Persönlichkeiten wie Albert Einstein, Friedrich Schiller
und Hans Christian Andersen bewegten die Welt. Das produktive Gedenken
an sie prägt im Jahr 2005 die Diskurse über Kultur in
Deutschland. Beim internationalen Kammermusikfest Lübeck, dessen
Programm die Epoche 1870 bis 1918 reflektiert, wurde die Aufmerksamkeit
nun, statt auf Personen, auf die Klangmasken von Revolutionen und
Kriege gelenkt.
Elend, Murren und Proteste des hungernden Volkes in Russland drang
nicht zu den Ohren von Anton Arensky. Sein Klaviertrio Nr. 1 (1894)
ist eine unerschütterliche Seelenlandschaft, deren milde Spätromantik
das sympathische Ars Trio di Roma mit sensitiven Gesten ausbreitete.
Jäh bekamen diese friedlichen Szenen der Ahnungslosigkeit durch
die schroffen Klänge der „Symphonie Nr. 11“ (2.
Satz) von Dmitri Schostakowitsch einen Realitätssinn. Wie das
Murren sich beim Petersburger Blutsonntag im „Jahr 1905“
durch brutale Gewalt und Schüsse in seelische und körperliche
Verwundungen verwandelte, hat das Klavierduo Trenkner / Speidel
aus dem simplen Anfangsmotiv zu den stechenden und peinigenden Passagen
symphonischer Expression als intensiv nachempfundenes Ereignis gestaltet.
Das war keine Programmmusik, sondern, gerade in der von Schostakowitsch
selbst arrangierten Version für Klavier zu vier Händen,
eine aufwühlende Anteilnahme am Schmerz der unschuldigen Opfer.
Der Kriegsthematik widmete sich auch Anna Haentjens, allerdings
auf Deutschland bezogen. Für ihr Recital hatte sie zunächst
affirmative Lieder wie „Zum Geburtstage Kaiser Wilhelm II.“
(1891 / mit der Melodie des damals noch nicht offiziellen Deutschlandliedes)
oder „Der Soldate“ (1914, aus dem Volksstück „Immer
feste druff“) ausgewählt. Mit ihrem Klavierpartner Manfred
Schmitz, der seit Jahrzehnten regelmäßig mit der schon
legendären Brecht-Interpretin Gisela May beim Berliner Ensemble
auftritt, vollzog Anna Haentjens einen Salto mortale der Kunst:
Während sie das hurrapatriotische Repertoire mit ironischer
Distanz sang, konnte sich ihre modulationsfähige Stimme trotzdem
glaubwürdig auf Anti-Kriegslieder des Zyklus „Schwejk
im Zweiten Weltkrieg“ von Bertold Brecht und Hanns Eisler
einstellen. Ihre minimalistisch konzentrierte Bühnenpräsenz
ließ bei diesem extremen Kontrast keine Depressionen zu, sondern
forderte zur Überraschung des Publikums produktives Nachdenken.

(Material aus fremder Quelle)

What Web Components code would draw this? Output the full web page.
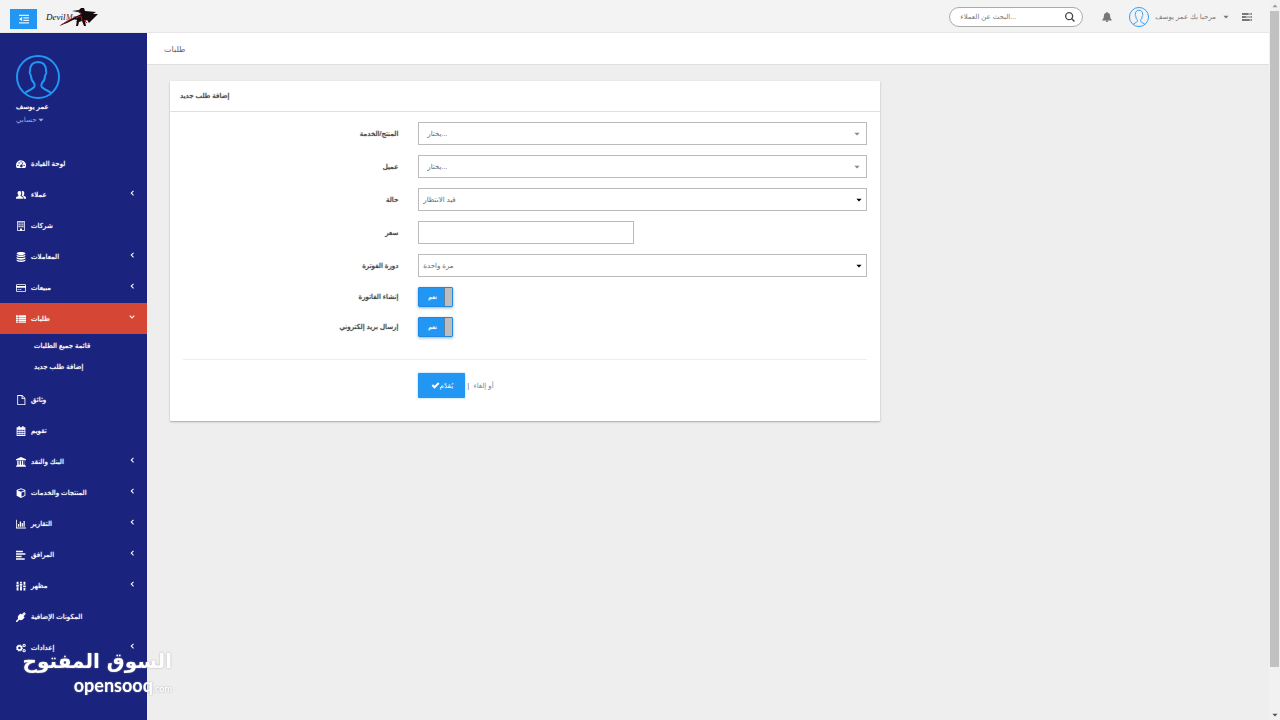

Nun verdunkelten die Klangmasken des Krieges jedoch nicht die
angenehmen Erfahrungen des fin de siècle. Zu wenig beachtete
Jugendwerke wie der „Klavierquartettsatz a-moll“ (1876)
von Gustav Mahler oder Ernst von Dohnányis „Klavierquintett
c-Moll“ (1894) zeigten in den subtilen Interpretationen des
Ensembles Viardot eine fast unbekümmerte Aufbruchstimmung.
Die Violinistin Christine Edinger und der Pianist Christian Ruvolo
kündigten mit den impressionistischen Trancezuständen
der „Mythen“ (1915) von Karol Szymanowsky bereits ein
neues Zeitalter an. Die historischen Zusammenhänge dieses exponierten
Programmfestivals in Lübeck erläuterte Moderator Hermann
Boie wie immer mit nonchalantem Humor.